Calls to individuals
If the call is to an individual (including a sole trader business or individuals who are partners in a partnership) we can call if:
A. we have a GDPR compliant consent to our processing of the individual’s personal data for marketing purposes.
B. the person’s number is not listed on the Telephone Preference Service (TPS) and:
(i) we have an existing customer relationship with the recipient and they might reasonably expect a call from us, and
(ii) we gave them a chance to opt out when we collected their personal data and we give a chance to opt out whenever we contact them, and
(iii) the person has not objected to our calls in the past.
So first we need a legal basis to process (i.e. consent or legitimate interest) and if it is legitimate interest we need to be certain they are not listed on TPS and have not objected or opted out.
This means we will need to screen call lists against the TPS register and keep our own suppression list of people who have objected to calls or opted out.
Calls to businesses and organisations
If the call is to an organisation whose legal status is a limited company, public limited company, limited liability partnership or a government body we can call if:
A. We have the organisation’s consent (although this does not need to be GDPR compliant because companies are not data subjects under GDPR)
B. The recipient organisation’s number is not listed on Corporate Telephone Preference Service (CTPS) and they have not objected to our calls in the past.
So, we don’t need a legal basis to call business to business, but we do have to screen calls against the CTPS (and TPS also if we are unsure about the legal status of the recipient) and keep our own suppression list of organisations who have objected to calls.

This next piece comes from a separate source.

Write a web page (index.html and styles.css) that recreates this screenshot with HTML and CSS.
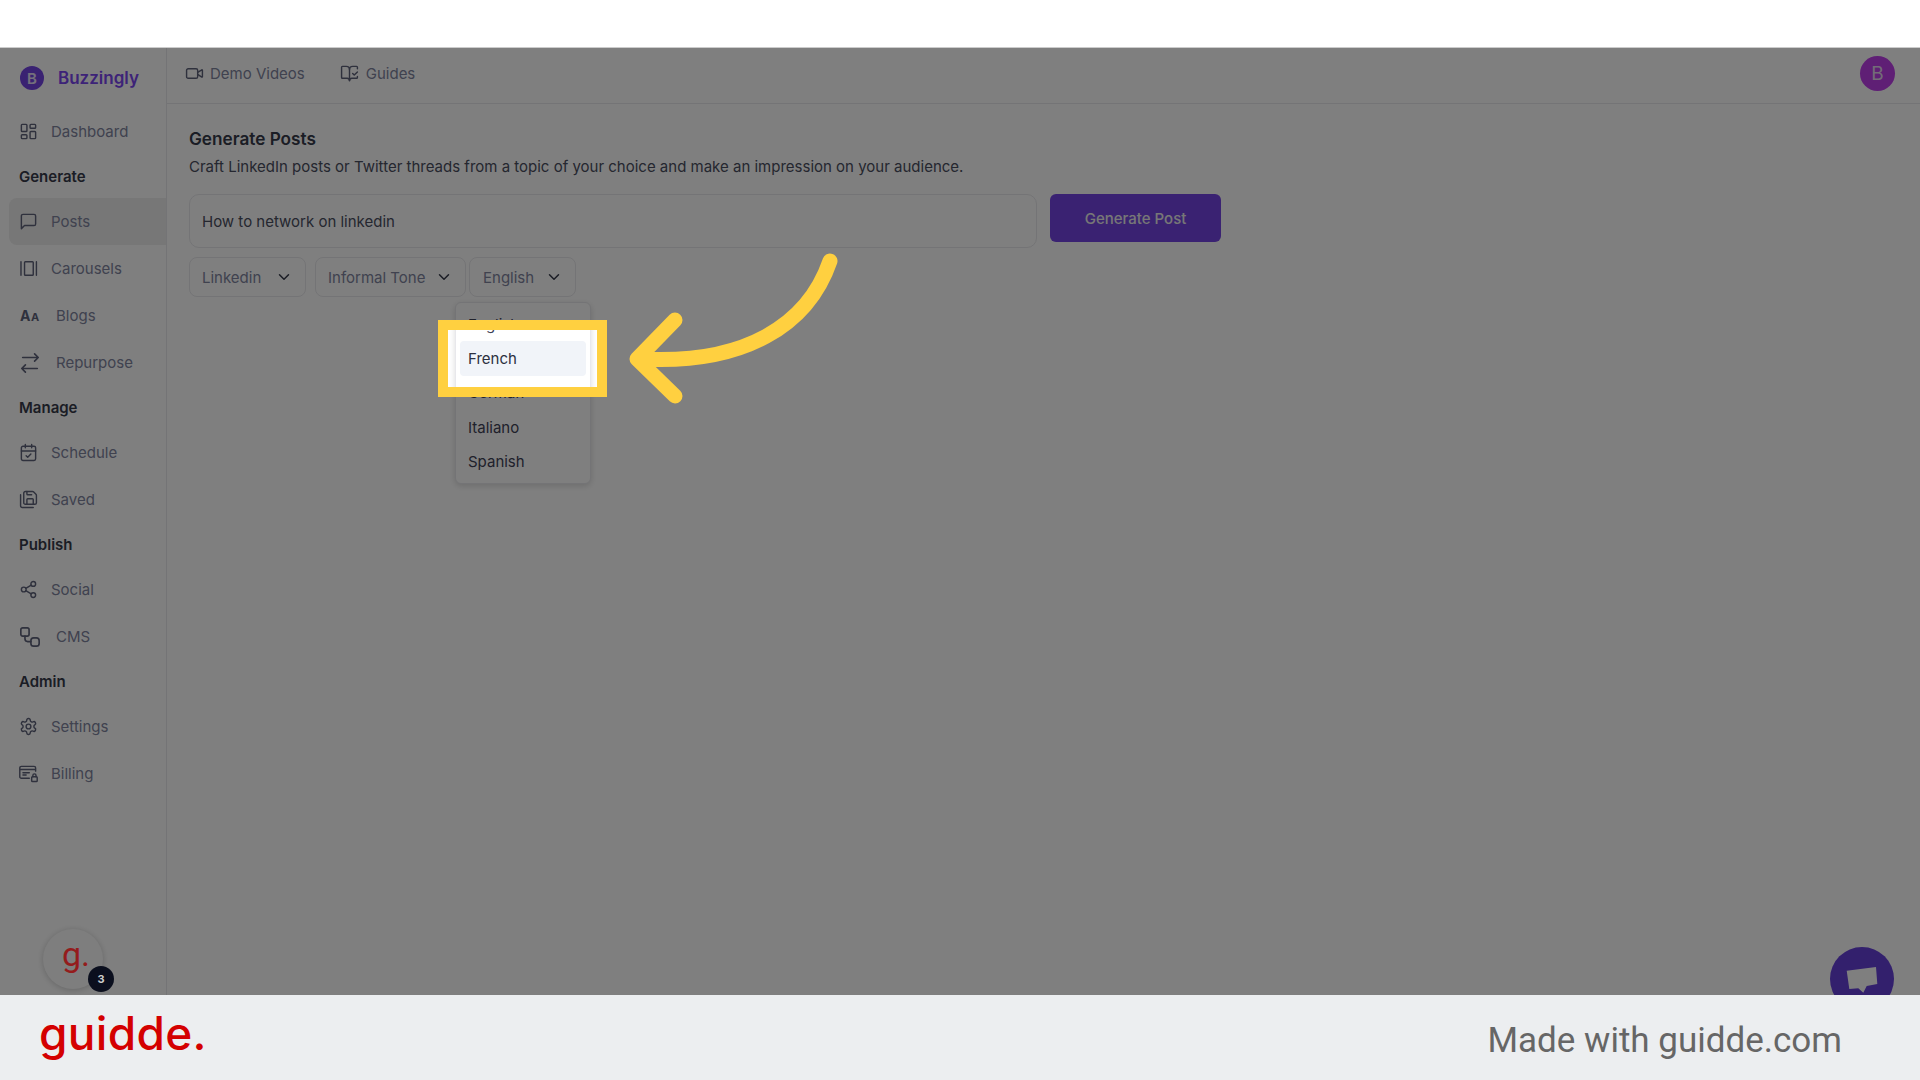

Organisations should maintain a ‘suppression list’ of people who have opted out or otherwise told that organisation directly that they do not want to receive marketing.
Note that individuals may ask an organisation to remove or delete their details from a database or marketing list. However, in most cases organisations should instead follow the marketing industry practice of suppressing their details.
Rather than deleting an individual’s details entirely, suppression involves retaining just enough information to ensure that their preferences are respected in the future.
Suppression allows organisations to ensure that they do not send marketing to people who have previously asked them not to, as there is a record against which to screen any new marketing lists.
If people’s details are deleted entirely, there is no way of ensuring that they are not put back on the database. Deleting details might also breach industry-specific legal requirements about how long to hold personal data.
Organisations must not contact people on a suppression list at a later date to ask them if they want to opt back in to receiving marketing. This contact would involve using their personal data for direct marketing purposes and is likely to breach the Data Protection Act 2018, and will also breach Privacy and Electronic Communications Regulations if the contact is by phone, text or email.
However, people can change their minds and marketing strategies also change. There is some merit in making sure that the information about people’s preferences is accurate and up to date.
It can be acceptable to send a message immediately after someone has opted out confirming they have unsubscribed and providing information about how to re-subscribe, or to remind individuals that they can opt back in to marketing if the reminder forms a minor and incidental addition to a message being sent anyway for another purpose. However, organisations must do this sensitively, must not include marketing material in the message, and must never require an individual to take action to confirm their opt-out.